Source excerpt.
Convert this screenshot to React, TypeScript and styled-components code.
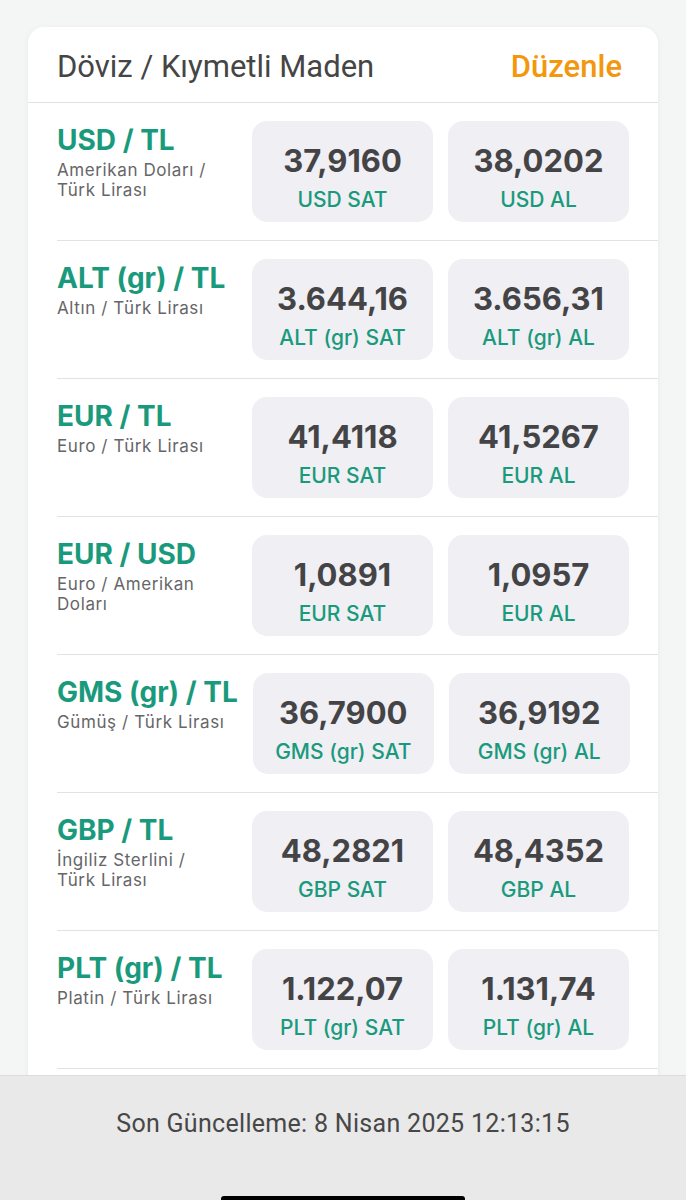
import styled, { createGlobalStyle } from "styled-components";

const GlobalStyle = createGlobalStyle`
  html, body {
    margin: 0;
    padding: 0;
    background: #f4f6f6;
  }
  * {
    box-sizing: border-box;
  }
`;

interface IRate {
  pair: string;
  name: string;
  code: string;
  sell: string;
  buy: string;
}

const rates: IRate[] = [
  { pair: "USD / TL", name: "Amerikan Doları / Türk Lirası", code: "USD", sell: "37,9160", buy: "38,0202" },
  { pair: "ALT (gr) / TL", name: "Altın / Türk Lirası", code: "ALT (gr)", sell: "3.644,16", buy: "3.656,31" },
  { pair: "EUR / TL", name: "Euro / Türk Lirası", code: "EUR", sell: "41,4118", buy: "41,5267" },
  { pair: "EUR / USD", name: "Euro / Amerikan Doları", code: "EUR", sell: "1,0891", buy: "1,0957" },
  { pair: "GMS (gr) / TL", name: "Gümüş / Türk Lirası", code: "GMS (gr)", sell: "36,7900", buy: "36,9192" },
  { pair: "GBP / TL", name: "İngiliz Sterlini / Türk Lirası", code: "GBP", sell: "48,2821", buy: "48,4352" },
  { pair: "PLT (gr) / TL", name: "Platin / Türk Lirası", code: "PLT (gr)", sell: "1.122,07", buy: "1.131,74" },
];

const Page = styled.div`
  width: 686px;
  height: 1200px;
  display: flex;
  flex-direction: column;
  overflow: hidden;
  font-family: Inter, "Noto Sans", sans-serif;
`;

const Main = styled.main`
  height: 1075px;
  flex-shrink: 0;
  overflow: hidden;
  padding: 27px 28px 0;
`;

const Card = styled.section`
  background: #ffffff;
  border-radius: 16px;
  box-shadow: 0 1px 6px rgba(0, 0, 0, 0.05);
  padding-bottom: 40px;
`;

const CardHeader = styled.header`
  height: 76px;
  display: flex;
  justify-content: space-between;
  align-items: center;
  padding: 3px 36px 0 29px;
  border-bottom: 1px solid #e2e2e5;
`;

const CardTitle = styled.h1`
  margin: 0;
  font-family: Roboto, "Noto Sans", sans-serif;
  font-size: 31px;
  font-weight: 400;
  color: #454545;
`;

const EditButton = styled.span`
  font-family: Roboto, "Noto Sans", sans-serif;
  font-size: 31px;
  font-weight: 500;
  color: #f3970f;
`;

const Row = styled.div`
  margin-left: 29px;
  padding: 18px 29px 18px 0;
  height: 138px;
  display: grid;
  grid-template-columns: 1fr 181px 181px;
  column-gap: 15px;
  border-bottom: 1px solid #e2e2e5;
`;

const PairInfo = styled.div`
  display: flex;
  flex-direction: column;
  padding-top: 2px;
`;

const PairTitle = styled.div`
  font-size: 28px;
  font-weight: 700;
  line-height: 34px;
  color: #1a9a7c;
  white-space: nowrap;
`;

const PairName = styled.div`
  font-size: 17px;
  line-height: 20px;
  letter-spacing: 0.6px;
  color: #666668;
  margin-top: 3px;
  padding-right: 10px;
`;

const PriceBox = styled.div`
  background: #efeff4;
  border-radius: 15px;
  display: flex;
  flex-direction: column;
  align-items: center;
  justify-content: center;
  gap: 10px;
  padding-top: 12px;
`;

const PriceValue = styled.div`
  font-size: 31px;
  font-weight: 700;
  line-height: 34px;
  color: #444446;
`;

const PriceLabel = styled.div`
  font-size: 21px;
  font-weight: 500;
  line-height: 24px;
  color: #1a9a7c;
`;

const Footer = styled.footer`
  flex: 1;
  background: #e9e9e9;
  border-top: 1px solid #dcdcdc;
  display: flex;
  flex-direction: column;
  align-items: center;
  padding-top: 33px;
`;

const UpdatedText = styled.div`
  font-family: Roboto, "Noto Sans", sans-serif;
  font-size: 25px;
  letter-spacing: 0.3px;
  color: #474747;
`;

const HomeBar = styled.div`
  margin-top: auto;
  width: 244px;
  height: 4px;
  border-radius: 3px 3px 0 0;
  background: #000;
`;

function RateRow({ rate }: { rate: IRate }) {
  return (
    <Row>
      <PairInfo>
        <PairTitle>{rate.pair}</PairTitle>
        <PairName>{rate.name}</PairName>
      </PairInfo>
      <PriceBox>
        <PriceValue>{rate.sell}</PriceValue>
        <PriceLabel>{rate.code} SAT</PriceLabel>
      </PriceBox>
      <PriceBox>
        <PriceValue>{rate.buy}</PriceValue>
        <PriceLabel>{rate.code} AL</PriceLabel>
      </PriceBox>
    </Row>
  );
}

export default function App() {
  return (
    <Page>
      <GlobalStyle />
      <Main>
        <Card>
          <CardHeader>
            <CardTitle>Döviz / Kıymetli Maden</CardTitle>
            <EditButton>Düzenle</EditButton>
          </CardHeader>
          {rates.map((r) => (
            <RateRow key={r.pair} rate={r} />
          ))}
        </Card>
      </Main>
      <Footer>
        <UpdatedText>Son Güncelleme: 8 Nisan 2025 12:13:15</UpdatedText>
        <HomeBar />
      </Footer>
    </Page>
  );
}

What you should do. Copy the material shown above in full and exactly. Skip the pictures.

Answer to the exercise.
Convert this screenshot to React, TypeScript and styled-components code.
import styled, { createGlobalStyle } from "styled-components";

const GlobalStyle = createGlobalStyle`
  html, body {
    margin: 0;
    padding: 0;
    background: #f4f6f6;
  }
  * {
    box-sizing: border-box;
  }
`;

interface IRate {
  pair: string;
  name: string;
  code: string;
  sell: string;
  buy: string;
}

const rates: IRate[] = [
  { pair: "USD / TL", name: "Amerikan Doları / Türk Lirası", code: "USD", sell: "37,9160", buy: "38,0202" },
  { pair: "ALT (gr) / TL", name: "Altın / Türk Lirası", code: "ALT (gr)", sell: "3.644,16", buy: "3.656,31" },
  { pair: "EUR / TL", name: "Euro / Türk Lirası", code: "EUR", sell: "41,4118", buy: "41,5267" },
  { pair: "EUR / USD", name: "Euro / Amerikan Doları", code: "EUR", sell: "1,0891", buy: "1,0957" },
  { pair: "GMS (gr) / TL", name: "Gümüş / Türk Lirası", code: "GMS (gr)", sell: "36,7900", buy: "36,9192" },
  { pair: "GBP / TL", name: "İngiliz Sterlini / Türk Lirası", code: "GBP", sell: "48,2821", buy: "48,4352" },
  { pair: "PLT (gr) / TL", name: "Platin / Türk Lirası", code: "PLT (gr)", sell: "1.122,07", buy: "1.131,74" },
];

const Page = styled.div`
  width: 686px;
  height: 1200px;
  display: flex;
  flex-direction: column;
  overflow: hidden;
  font-family: Inter, "Noto Sans", sans-serif;
`;

const Main = styled.main`
  height: 1075px;
  flex-shrink: 0;
  overflow: hidden;
  padding: 27px 28px 0;
`;

const Card = styled.section`
  background: #ffffff;
  border-radius: 16px;
  box-shadow: 0 1px 6px rgba(0, 0, 0, 0.05);
  padding-bottom: 40px;
`;

const CardHeader = styled.header`
  height: 76px;
  display: flex;
  justify-content: space-between;
  align-items: center;
  padding: 3px 36px 0 29px;
  border-bottom: 1px solid #e2e2e5;
`;

const CardTitle = styled.h1`
  margin: 0;
  font-family: Roboto, "Noto Sans", sans-serif;
  font-size: 31px;
  font-weight: 400;
  color: #454545;
`;

const EditButton = styled.span`
  font-family: Roboto, "Noto Sans", sans-serif;
  font-size: 31px;
  font-weight: 500;
  color: #f3970f;
`;

const Row = styled.div`
  margin-left: 29px;
  padding: 18px 29px 18px 0;
  height: 138px;
  display: grid;
  grid-template-columns: 1fr 181px 181px;
  column-gap: 15px;
  border-bottom: 1px solid #e2e2e5;
`;

const PairInfo = styled.div`
  display: flex;
  flex-direction: column;
  padding-top: 2px;
`;

const PairTitle = styled.div`
  font-size: 28px;
  font-weight: 700;
  line-height: 34px;
  color: #1a9a7c;
  white-space: nowrap;
`;

const PairName = styled.div`
  font-size: 17px;
  line-height: 20px;
  letter-spacing: 0.6px;
  color: #666668;
  margin-top: 3px;
  padding-right: 10px;
`;

const PriceBox = styled.div`
  background: #efeff4;
  border-radius: 15px;
  display: flex;
  flex-direction: column;
  align-items: center;
  justify-content: center;
  gap: 10px;
  padding-top: 12px;
`;

const PriceValue = styled.div`
  font-size: 31px;
  font-weight: 700;
  line-height: 34px;
  color: #444446;
`;

const PriceLabel = styled.div`
  font-size: 21px;
  font-weight: 500;
  line-height: 24px;
  color: #1a9a7c;
`;

const Footer = styled.footer`
  flex: 1;
  background: #e9e9e9;
  border-top: 1px solid #dcdcdc;
  display: flex;
  flex-direction: column;
  align-items: center;
  padding-top: 33px;
`;

const UpdatedText = styled.div`
  font-family: Roboto, "Noto Sans", sans-serif;
  font-size: 25px;
  letter-spacing: 0.3px;
  color: #474747;
`;

const HomeBar = styled.div`
  margin-top: auto;
  width: 244px;
  height: 4px;
  border-radius: 3px 3px 0 0;
  background: #000;
`;

function RateRow({ rate }: { rate: IRate }) {
  return (
    <Row>
      <PairInfo>
        <PairTitle>{rate.pair}</PairTitle>
        <PairName>{rate.name}</PairName>
      </PairInfo>
      <PriceBox>
        <PriceValue>{rate.sell}</PriceValue>
        <PriceLabel>{rate.code} SAT</PriceLabel>
      </PriceBox>
      <PriceBox>
        <PriceValue>{rate.buy}</PriceValue>
        <PriceLabel>{rate.code} AL</PriceLabel>
      </PriceBox>
    </Row>
  );
}

export default function App() {
  return (
    <Page>
      <GlobalStyle />
      <Main>
        <Card>
          <CardHeader>
            <CardTitle>Döviz / Kıymetli Maden</CardTitle>
            <EditButton>Düzenle</EditButton>
          </CardHeader>
          {rates.map((r) => (
            <RateRow key={r.pair} rate={r} />
          ))}
        </Card>
      </Main>
      <Footer>
        <UpdatedText>Son Güncelleme: 8 Nisan 2025 12:13:15</UpdatedText>
        <HomeBar />
      </Footer>
    </Page>
  );
}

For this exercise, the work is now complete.